How to find authentic images
If you’re looking for the real deal—not just stock photos—check out Ukrainian photojournalists like Evgeny Maloletka or the archives at United24. They don't sugarcoat it.
You’ll see the port workers still loading grain despite the threats. You’ll see the volunteers at the Food Market (which turned into a massive supply hub). These aren't "travel photos" anymore. They’re evidence.
Actionable Next Steps for Enthusiasts
If you’re a photographer or just someone who cares about the visual history of the world, here’s what you can do:
- Support Local Archives: Look into the Museum of the Kharkiv School of Photography or the Odesa Photo Days festival. They are working hard to preserve digital and physical prints that are literally under fire.
- Verify Your Sources: When you see a dramatic photo on social media, check the metadata or the photographer’s credits. Misinformation often uses old photos of Odessa to claim new events.

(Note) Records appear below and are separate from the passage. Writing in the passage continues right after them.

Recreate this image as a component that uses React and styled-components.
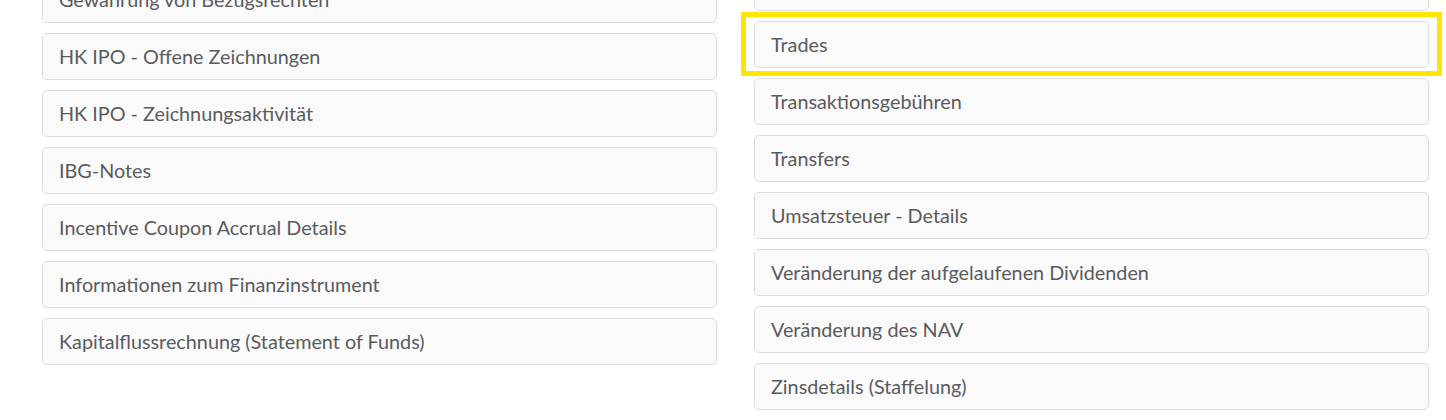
import React from 'react';
import styled, { createGlobalStyle } from 'styled-components';

const GlobalStyle = createGlobalStyle`
  html, body {
    margin: 0;
    padding: 0;
    background: #ffffff;
    overflow: hidden;
  }
  body {
    font-family: Lato, "Open Sans", "Liberation Sans", sans-serif;
  }
`;

const Page = styled.div`
  display: grid;
  grid-template-columns: 675px 675px;
  column-gap: 37px;
  padding: 0 17px 0 42px;
  height: 420px;
  overflow: hidden;
`;

const Column = styled.div`
  display: flex;
  flex-direction: column;
  gap: 10px;
  margin-top: ${(props) => props.offset}px;
`;

const Item = styled.div`
  position: relative;
  box-sizing: border-box;
  height: 47px;
  display: flex;
  align-items: center;
  padding: 0 16px 2px;
  background: #fafafa;
  border: 1px solid #dcdcdc;
  border-radius: 5px;
  color: #5a5b5e;
  font-size: 19.8px;
  white-space: nowrap;

  ${(props) =>
    props.highlighted &&
    `
    &::after {
      content: '';
      position: absolute;
      top: -10px;
      left: -14px;
      right: -14px;
      bottom: -9px;
      border: 5px solid #ffe500;
      pointer-events: none;
    }
  `}
`;

const leftItems = [
  'Gewährung von Bezugsrechten',
  'HK IPO - Offene Zeichnungen',
  'HK IPO - Zeichnungsaktivität',
  'IBG-Notes',
  'Incentive Coupon Accrual Details',
  'Informationen zum Finanzinstrument',
  'Kapitalflussrechnung (Statement of Funds)',
];

const rightItems = [
  'Steuerdaten',
  'Trades',
  'Transaktionsgebühren',
  'Transfers',
  'Umsatzsteuer - Details',
  'Veränderung der aufgelaufenen Dividenden',
  'Veränderung des NAV',
  'Zinsdetails (Staffelung)',
];

function App() {
  return (
    <>
      <GlobalStyle />
      <Page>
        <Column offset={-24}>
          {leftItems.map((label) => (
            <Item key={label}>{label}</Item>
          ))}
        </Column>
        <Column offset={-36}>
          {rightItems.map((label) => (
            <Item key={label} highlighted={label === 'Trades'}>
              {label}
            </Item>
          ))}
        </Column>
      </Page>
    </>
  );
}

export default App;
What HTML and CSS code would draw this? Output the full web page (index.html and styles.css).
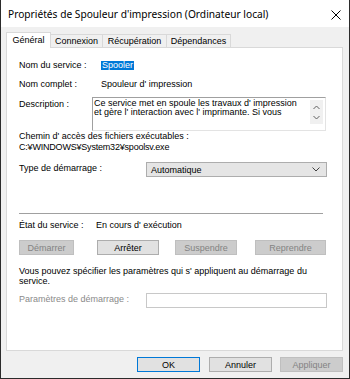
FILE: index.html
```html
<!DOCTYPE html>
<html lang="fr">
<head>
<meta charset="utf-8">
<link rel="stylesheet" href="styles.css">
</head>
<body>
<div class="window">
  <div class="titlebar">
    <span class="title">Propriétés de Spouleur d'impression (Ordinateur local)</span>
    <svg class="close" width="10" height="10" viewBox="0 0 10 10"><path d="M0.5 0.5 L9.5 9.5 M9.5 0.5 L0.5 9.5" stroke="#000" stroke-width="1" fill="none"/></svg>
  </div>
  <div class="content">
    <div class="tabs">
      <div class="tab active t1">Général</div>
      <div class="tab t2">Connexion</div>
      <div class="tab t3">Récupération</div>
      <div class="tab t4">Dépendances</div>
    </div>
    <div class="panel">
      <div class="row r1"><span class="label">Nom du service :</span><span class="sel">Spooler</span></div>
      <div class="row r2"><span class="label">Nom complet :</span><span class="value">Spouleur d' impression</span></div>
      <div class="descrow">
        <span class="label dlabel">Description :</span>
        <div class="textarea">
          <div class="ttext">Ce service met en spoule les travaux d' impression<br>et gère l' interaction avec l' imprimante. Si vous</div>
          <div class="scroll">
            <svg width="7" height="5" viewBox="0 0 7 5"><path d="M0.5 4 L3.5 1 L6.5 4" stroke="#606060" fill="none"/></svg>
            <svg width="7" height="5" viewBox="0 0 7 5"><path d="M0.5 1 L3.5 4 L6.5 1" stroke="#606060" fill="none"/></svg>
          </div>
        </div>
      </div>
      <div class="line path1">Chemin d' accès des fichiers exécutables :</div>
      <div class="line path2">C:¥WINDOWS¥System32¥spoolsv.exe</div>
      <div class="typerow">
        <span class="label tlabel">Type de démarrage :</span>
        <div class="select"><span>Automatique</span>
          <svg width="8" height="5" viewBox="0 0 8 5"><path d="M0.5 0.5 L4 4 L7.5 0.5" stroke="#404040" fill="none"/></svg>
        </div>
      </div>
      <div class="sep"></div>
      <div class="row state"><span class="slabel">État du service :</span><span>En cours d' exécution</span></div>
      <div class="btnrow">
        <div class="btn disabled b1">Démarrer</div>
        <div class="btn b2">Arrêter</div>
        <div class="btn disabled b3">Suspendre</div>
        <div class="btn disabled b4">Reprendre</div>
      </div>
      <div class="para">Vous pouvez spécifier les paramètres qui s' appliquent au démarrage du<br>service.</div>
      <div class="paramrow">
        <span class="label plabel">Paramètres de démarrage :</span>
        <div class="input"></div>
      </div>
    </div>
    <div class="footer">
      <div class="btn fbtn ok">OK</div>
      <div class="btn fbtn">Annuler</div>
      <div class="btn fbtn disabled">Appliquer</div>
    </div>
  </div>
</div>
</body>
</html>
```

FILE: styles.css
```css
* { box-sizing: border-box; }
html, body { margin: 0; padding: 0; }
body { width: 350px; height: 379px; overflow: hidden; background: #f0f0f0; font-family: "Liberation Sans", Arial, sans-serif; font-size: 9px; color: #000; }
.window { width: 350px; height: 379px; border: 1px solid #2b2b2b; border-top: none; background: #f0f0f0; display: flex; flex-direction: column; }
.titlebar { height: 27px; background: #fff; display: flex; align-items: center; justify-content: space-between; padding: 1px 8px 0 7px; }
.title { font-family: "Noto Sans", "Open Sans", sans-serif; font-size: 10.2px; color: #000; }
.close { display: block; margin-top: 1px; }
.content { padding: 5px 6px 0 5px; }
.tabs { display: flex; align-items: flex-end; height: 15px; position: relative; z-index: 1; }
.tab { height: 13px; border: 1px solid #d9d9d9; border-bottom: none; background: #f0f0f0; display: flex; align-items: center; justify-content: center; line-height: 12px; margin-left: -1px; }
.tab.active { height: 16px; background: #fff; margin-bottom: -1px; margin-left: 0; padding-bottom: 1px; }
.t1 { width: 45px; }
.t2 { width: 53px; }
.t3 { width: 65px; }
.t4 { width: 65px; }
.panel { width: 337px; height: 304px; background: #fff; border: 1px solid #d9d9d9; padding: 11px 0 0 12px; }
.row { height: 12px; line-height: 12px; display: flex; align-items: center; }
.label { width: 82px; flex: none; }
.sel { background: #0078d7; color: #fff; height: 9px; line-height: 9px; padding: 0 1px; margin-left: 0; }
.r2 { margin-top: 7px; }
.descrow { display: flex; margin-top: 7px; height: 33px; }
.dlabel { width: 73px; padding-top: 1px; line-height: 12px; }
.textarea { width: 234px; height: 34px; border: 1px solid #a0a0a0; border-bottom-color: #e3e3e3; border-right-color: #e3e3e3; display: flex; justify-content: space-between; }
.ttext { padding: 1px 0 0 1px; line-height: 9px; font-size: 9px; white-space: nowrap; }
.scroll { width: 13px; margin: 2px 2px 0 0; height: 24px; background: #f0f0f0; display: flex; flex-direction: column; align-items: center; justify-content: space-around; padding: 2px 0; flex: none; }
.scroll svg { display: block; }
.line { height: 11px; line-height: 11px; }
.path1 { margin-top: 1px; }
.path2 { letter-spacing: -0.2px; }
.typerow { display: flex; margin-top: 9px; height: 15px; }
.tlabel { width: 127px; line-height: 12px; }
.select { width: 181px; height: 15px; background: #e5e5e5; border: 1px solid #adadad; display: flex; align-items: center; justify-content: space-between; padding: 0 6px 0 4px; }
.sep { width: 304px; height: 1px; background: #a0a0a0; margin-top: 36px; }
.state { margin-top: 5px; }
.slabel { width: 77px; flex: none; }
.btnrow { display: flex; margin-top: 9px; height: 15px; }
.btn { height: 15px; border: 1px solid #adadad; background: #e1e1e1; display: flex; align-items: center; justify-content: center; }
.btn.disabled { background: #cccccc; border-color: #bfbfbf; color: #838383; }
.b1 { width: 55px; margin-left: 0; }
.b2 { width: 62px; margin-left: 23px; }
.b3 { width: 62px; margin-left: 16px; }
.b4 { width: 71px; margin-left: 18px; }
.para { margin-top: 11px; line-height: 10px; }
.paramrow { display: flex; margin-top: 7px; height: 15px; }
.plabel { width: 127px; color: #8a8a8a; line-height: 13px; }
.input { width: 181px; height: 15px; border: 1px solid #c8c8c8; background: #fff; }
.footer { display: flex; justify-content: flex-end; gap: 8px; margin-top: 6px; padding-right: 0; }
.fbtn { width: 63px; height: 15px; }
.fbtn.ok { border: 1px solid #0078d7; margin-right: 1px; }
```
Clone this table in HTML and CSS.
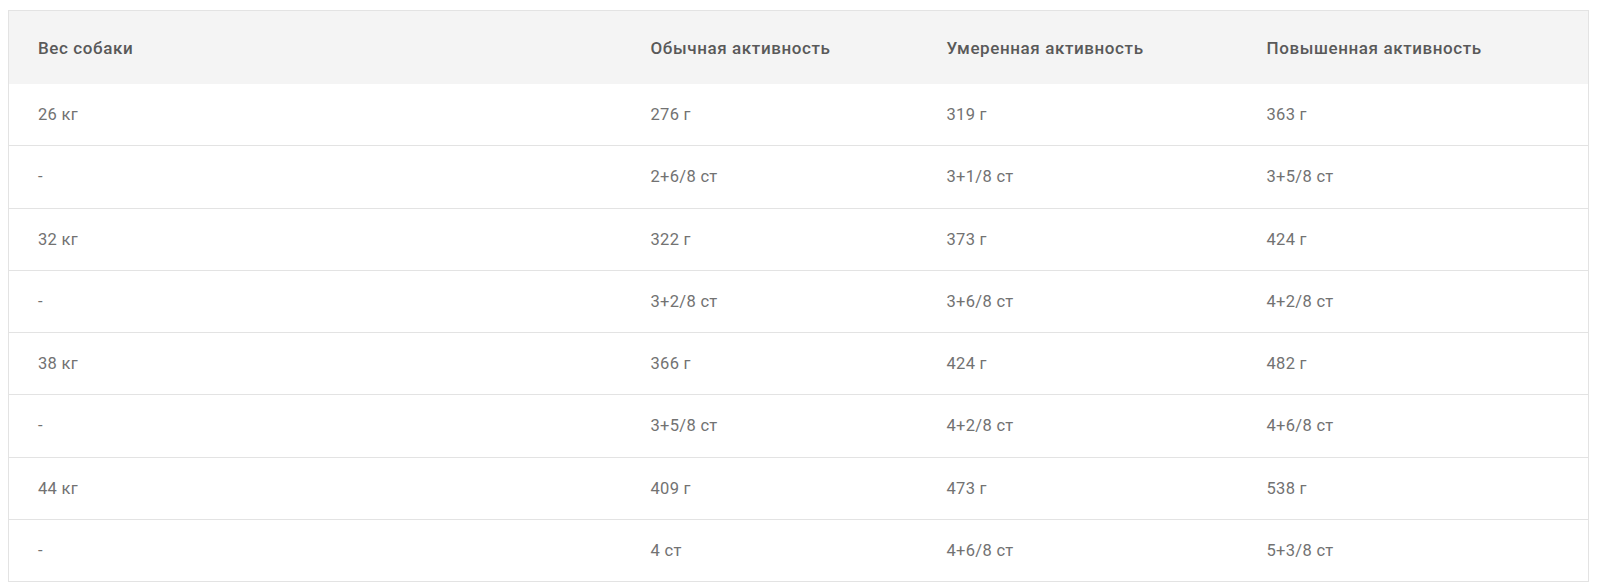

- Look for the "Unobvious": Instead of just the Opera House, look for photos of the "Pushkin's Shadow" monument or the hidden street art in the Moldavanka district. That’s where the city’s true grit lives.
- Follow Living History: Follow Odessan photographers on Instagram. Seeing their daily "stories" gives you a much better sense of the city than a polished gallery ever could.
Odessa is a city that has been through many wars, many empires, and many changes. Its photos tell a story of a place that refuses to lose its sense of humor, even when the lights go out. Whether it's a 1913 glass plate or a 2026 iPhone shot, the message is usually the same: this city belongs to the sea, and it isn't going anywhere.